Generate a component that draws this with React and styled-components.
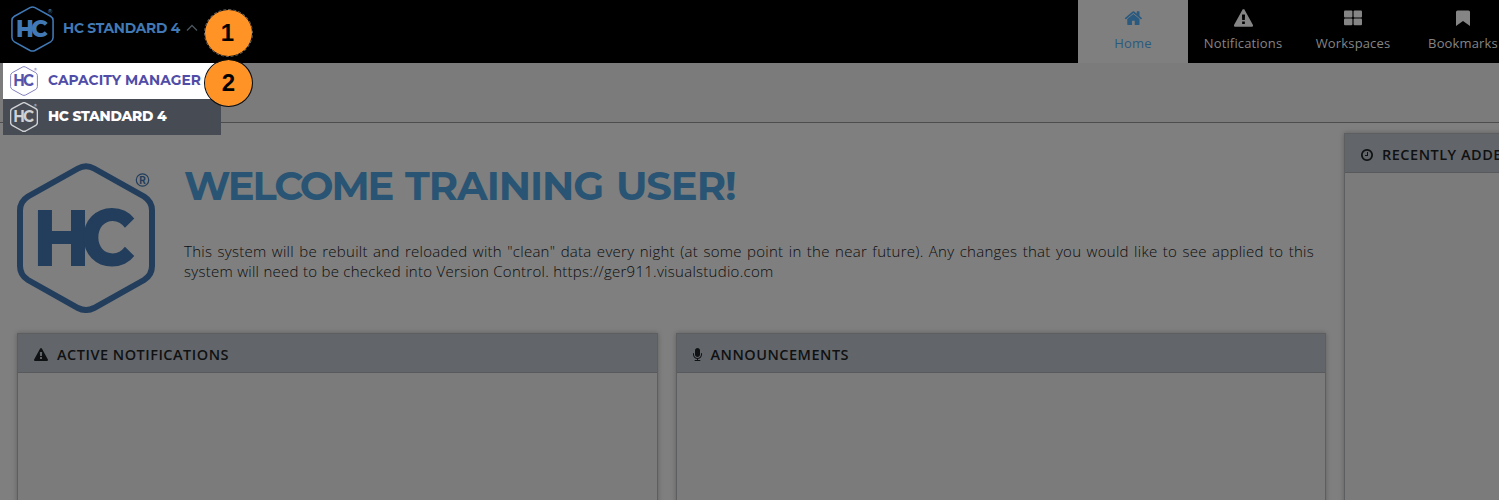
import React from "react";
import styled, { createGlobalStyle } from "styled-components";

const GlobalStyle = createGlobalStyle`
  * { box-sizing: border-box; }
  body { margin: 0; background: #7f7f7f; overflow: hidden; font-family: "Open Sans", "Noto Sans", sans-serif; }
`;

const display = `"Montserrat", "Inter", sans-serif`;

const Page = styled.div`
  position: relative;
  width: 1499px;
  height: 500px;
  overflow: hidden;
  background: #7f7f7f;
`;

const TopBar = styled.header`
  display: flex;
  justify-content: space-between;
  height: 63px;
  background: #000;
`;

const Brand = styled.div`
  display: flex;
  align-items: flex-start;
  padding: 6px 0 0 11px;
  color: #4079b6;
`;

const BrandName = styled.span`
  margin: 13px 0 0 9px;
  font: 700 13.8px/18px ${display};
  letter-spacing: ${(p) => p.$spacing};
  white-space: nowrap;
`;

const Caret = styled.svg`
  width: 12px;
  height: 8px;
  margin: 18px 0 0 6px;
`;

const Nav = styled.nav`
  display: flex;
  flex: none;
  width: 421px;
  overflow: hidden;
`;

const NavItem = styled.a`
  display: flex;
  flex: none;
  flex-direction: column;
  align-items: center;
  width: 110px;
  height: 63px;
  padding-top: 9px;
  gap: 6px;
  color: ${(p) => (p.$active ? "#2a5a80" : "#858585")};
  background: ${(p) => (p.$active ? "#7f7f7f" : "transparent")};
  font-size: 13px;
  line-height: 20px;
  letter-spacing: 0.15px;
  white-space: nowrap;
`;

const Glyph = styled.svg`
  flex: none;
  width: ${(p) => p.$w}px;
  height: ${(p) => p.$h}px;
  fill: currentColor;
`;

const SubBar = styled.div`
  height: 60px;
  background: #7b7b7b;
  border-bottom: 1px solid #4d4d4d;
`;

const Content = styled.main`
  display: flex;
  align-items: flex-start;
  gap: 18px;
  padding: 10px 0 0 17px;
`;

const MainColumn = styled.div`
  flex: none;
  width: 1309px;
`;

const Hero = styled.section`
  display: flex;
  height: 200px;
  padding-top: 30px;
`;

const HeroText = styled.div`
  width: 1130px;
  margin-left: 29px;
`;

const Title = styled.h1`
  margin: 0;
  color: #295473;
  font: 700 40px/46px ${display};
  letter-spacing: -1.05px;
  word-spacing: 2.5px;
  white-space: nowrap;
`;

const TightWord = styled.span`
  letter-spacing: -2.1px;
`;

const Message = styled.p`
  width: 1130px;
  margin: 32px 0 0;
  color: #0c0c0c;
  font-size: 15px;
  font-weight: 300;
  line-height: 20px;
  letter-spacing: 0.27px;
`;

const MessageLine = styled.span`
  display: block;
  white-space: nowrap;
  text-align: ${(p) => (p.$full ? "justify" : "left")};
  text-align-last: ${(p) => (p.$full ? "justify" : "left")};
`;

const PanelRow = styled.div`
  display: flex;
  gap: 18px;
`;

const Panel = styled.section`
  flex: none;
  width: ${(p) => p.$width}px;
  height: ${(p) => p.$height}px;
  background: #7b7b7b;
  border: 1px solid #5d5e60;
  box-shadow: 0 0 5px rgba(0, 0, 0, 0.25);
`;

const PanelHeader = styled.h2`
  display: flex;
  align-items: center;
  gap: ${(p) => p.$gap}px;
  height: 39px;
  margin: 0;
  padding: 3px 0 0 16px;
  color: #101112;
  background: #62666b;
  border-bottom: 1px solid #57595c;
  font-size: 14.5px;
  font-weight: 600;
  line-height: 20px;
  letter-spacing: 0.5px;
  white-space: nowrap;
`;

const Menu = styled.div`
  position: absolute;
  top: 63px;
  left: 3px;
  width: 218px;
`;

const MenuItem = styled.div`
  display: flex;
  align-items: center;
  gap: 10px;
  height: 36px;
  padding-left: 7px;
  color: ${(p) => (p.$selected ? "#fff" : "#4f4da8")};
  background: ${(p) => (p.$selected ? "#474b54" : "#fff")};
  font: ${(p) => (p.$selected ? 800 : 700)} 13.8px/18px ${display};
  letter-spacing: ${(p) => p.$spacing};
  white-space: nowrap;
`;

const MenuLabel = styled.span`
  margin-top: -2px;
`;

const Badge = styled.div`
  position: absolute;
  top: ${(p) => p.$top}px;
  left: 204px;
  display: flex;
  align-items: center;
  justify-content: center;
  width: 49px;
  height: 48px;
  padding-right: ${(p) => (p.$dashed ? 2 : 0)}px;
  border: 1.5px ${(p) => (p.$dashed ? "dashed #6b655f" : "solid #0b0b0b")};
  border-radius: 50%;
  color: #000;
  background: #ff9326;
  background-clip: padding-box;
  font: 700 24px/28px "Liberation Sans", sans-serif;
`;

function Logo({ width, height, stroke, color, mark = color, weight = 800 }) {
  return (
    <svg width={width} height={height} viewBox="0 0 138 150" preserveAspectRatio="none" style={{ flex: "none" }}>
      <path
        d="M61 5.500Q69 1 77 5.500L127 33.500Q135 38.500 135 47.500V103Q135 112 127 117L77 145Q69 149 61 145L11 117Q3 112 3 103V47.500Q3 38.500 11 33.500Z"
        fill="none"
        stroke={color}
        strokeWidth={stroke}
      />
      <g fill={mark} fontFamily='"Montserrat", "Inter", sans-serif' fontWeight={weight} fontSize="79">
        <text x="16" y="102.500" textLength="57" lengthAdjust="spacingAndGlyphs">H</text>
        <text x="64" y="102.500" textLength="54" lengthAdjust="spacingAndGlyphs">C</text>
      </g>
      <circle cx="125.500" cy="17" r="6.200" fill="none" stroke={color} strokeWidth="1.200" />
      <text x="125.500" y="20.700" textAnchor="middle" fill={color} fontFamily='"Inter", sans-serif' fontWeight="700" fontSize="10">R</text>
    </svg>
  );
}

const paths = {
  home: "M1408 992v480q0 26-19 45t-45 19h-384v-384h-256v384h-384q-26 0-45-19t-19-45v-480q0-1 .5-3t.5-3l575-474 575 474q1 2 1 6zm223-69l-62 74q-8 9-21 11h-3q-13 0-21-7l-692-577-692 577q-12 8-24 7-13-2-21-11l-62-74q-8-10-7-23.5t11-21.5l719-599q32-26 76-26t76 26l244 204v-195q0-14 9-23t23-9h192q14 0 23 9t9 23v408l219 182q10 8 11 21.5t-7 23.5z",
  warning: "M1024 1375v-190q0-14-9.5-23.5t-22.5-9.5h-192q-13 0-22.5 9.5t-9.5 23.5v190q0 14 9.5 23.5t22.5 9.5h192q13 0 22.5-9.5t9.5-23.5zm-2-374l18-459q0-12-10-19-13-11-24-11h-220q-11 0-24 11-10 7-10 21l17 457q0 10 10 16.5t24 6.5h185q14 0 23.5-6.5t10.5-16.5zm-14-934l768 1408q35 63-2 126-17 29-46.5 46t-63.5 17h-1536q-34 0-63.5-17t-46.5-46q-37-63-2-126l768-1408q17-31 47-49t65-18 65 18 47 49z",
  clock: "M1024 544v448q0 14-9 23t-23 9h-320q-14 0-23-9t-9-23v-64q0-14 9-23t23-9h224v-352q0-14 9-23t23-9h64q14 0 23 9t9 23zm416 352q0-148-73-273t-198-198-273-73-273 73-198 198-73 273 73 273 198 198 273 73 273-73 198-198 73-273zm224 0q0 209-103 385.5t-279.5 279.5-385.5 103-385.5-103-279.5-279.5-103-385.5 103-385.5 279.5-279.5 385.5-103 385.5 103 279.5 279.5 103 385.5z",
  mic: "M1344 704v128q0 221-147.500 384.500t-364.500 187.500v132h256q26 0 45 19t19 45-19 45-45 19h-640q-26 0-45-19t-19-45 19-45 45-19h256v-132q-217-24-364.500-187.500t-147.500-384.500v-128q0-26 19-45t45-19 45 19 19 45v128q0 185 131.500 316.500t316.500 131.500 316.500-131.500 131.500-316.500v-128q0-26 19-45t45-19 45 19 19 45zm-256-384v512q0 132-94 226t-226 94-226-94-94-226v-512q0-132 94-226t226-94 226 94 94 226z",
};

export default function App() {
  return (
    <Page>
      <GlobalStyle />
      <TopBar>
        <Brand>
          <Logo width={43} height={46} stroke={5} color="#4079b6" />
          <BrandName $spacing="-0.25px">HC STANDARD 4</BrandName>
          <Caret viewBox="0 0 12 8">
            <path d="M1 6.500L6 1.500L11 6.500" fill="none" stroke="#4b555c" strokeWidth="1.300" />
          </Caret>
        </Brand>
        <Nav>
          <NavItem $active>
            <Glyph $w={18} $h={18} viewBox="-50 40 1692 1692"><path d={paths.home} /></Glyph>
            Home
          </NavItem>
          <NavItem>
            <Glyph $w={19} $h={18} viewBox="0 0 1792 1664"><path d={paths.warning} /></Glyph>
            Notifications
          </NavItem>
          <NavItem>
            <Glyph $w={18} $h={18} viewBox="0 0 18 18">
              <rect x="0" y="1.500" width="8.400" height="7" rx="1" />
              <rect x="9.600" y="1.500" width="8.400" height="7" rx="1" />
              <rect x="0" y="9.500" width="8.400" height="6.700" rx="1" />
              <rect x="9.600" y="9.500" width="8.400" height="6.700" rx="1" />
            </Glyph>
            Workspaces
          </NavItem>
          <NavItem>
            <Glyph $w={14} $h={18} viewBox="0 0 14 18"><path d="M1.500 1.500h11q1.500 0 1.500 1.500v14l-7-5l-7 5V3q0-1.500 1.500-1.500z" /></Glyph>
            Bookmarks
          </NavItem>
        </Nav>
      </TopBar>
      <SubBar />
      <Content>
        <MainColumn>
          <Hero>
            <Logo width={138} height={150} stroke={6} color="#223e5c" />
            <HeroText>
              <Title><TightWord>WELCOME</TightWord> TRAINING USER!</Title>
              <Message>
                <MessageLine $full>
                  This system will be rebuilt and reloaded with "clean" data every night (at some point in the near future). Any changes that you would like to see applied to this
                </MessageLine>
                <MessageLine>
                  system will need to be checked into Version Control. https://ger911.visualstudio.com
                </MessageLine>
              </Message>
            </HeroText>
          </Hero>
          <PanelRow>
            <Panel $width={641} $height={180}>
              <PanelHeader $gap={9}>
                <Glyph $w={14} $h={13} viewBox="0 0 1792 1664"><path d={paths.warning} /></Glyph>
                ACTIVE NOTIFICATIONS
              </PanelHeader>
            </Panel>
            <Panel $width={650} $height={180}>
              <PanelHeader $gap={8.5}>
                <Glyph $w={9} $h={13} viewBox="192 0 1152 1664"><path d={paths.mic} /></Glyph>
                ANNOUNCEMENTS
              </PanelHeader>
            </Panel>
          </PanelRow>
        </MainColumn>
        <Panel $width={300} $height={400}>
          <PanelHeader $gap={9}>
            <Glyph $w={12} $h={12} viewBox="128 128 1536 1536"><path d={paths.clock} /></Glyph>
            RECENTLY ADDED
          </PanelHeader>
        </Panel>
      </Content>
      <Menu>
        <MenuItem $spacing="0.08px">
          <Logo width={28} height={30} stroke={4.5} color="#7674b8" mark="#5654aa" weight={700} />
          <MenuLabel>CAPACITY MANAGER</MenuLabel>
        </MenuItem>
        <MenuItem $selected $spacing="-0.25px">
          <Logo width={28} height={30} stroke={7} color="#d0d2d5" weight={700} />
          <MenuLabel>HC STANDARD 4</MenuLabel>
        </MenuItem>
      </Menu>
      <Badge $top={9} $dashed>1</Badge>
      <Badge $top={59}>2</Badge>
    </Page>
  );
}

++++++++

> [TASK REQUIREMENTS]
Counting only lines of the data above that hold "this", report the total and nothing else.

> [SOLUTION]
2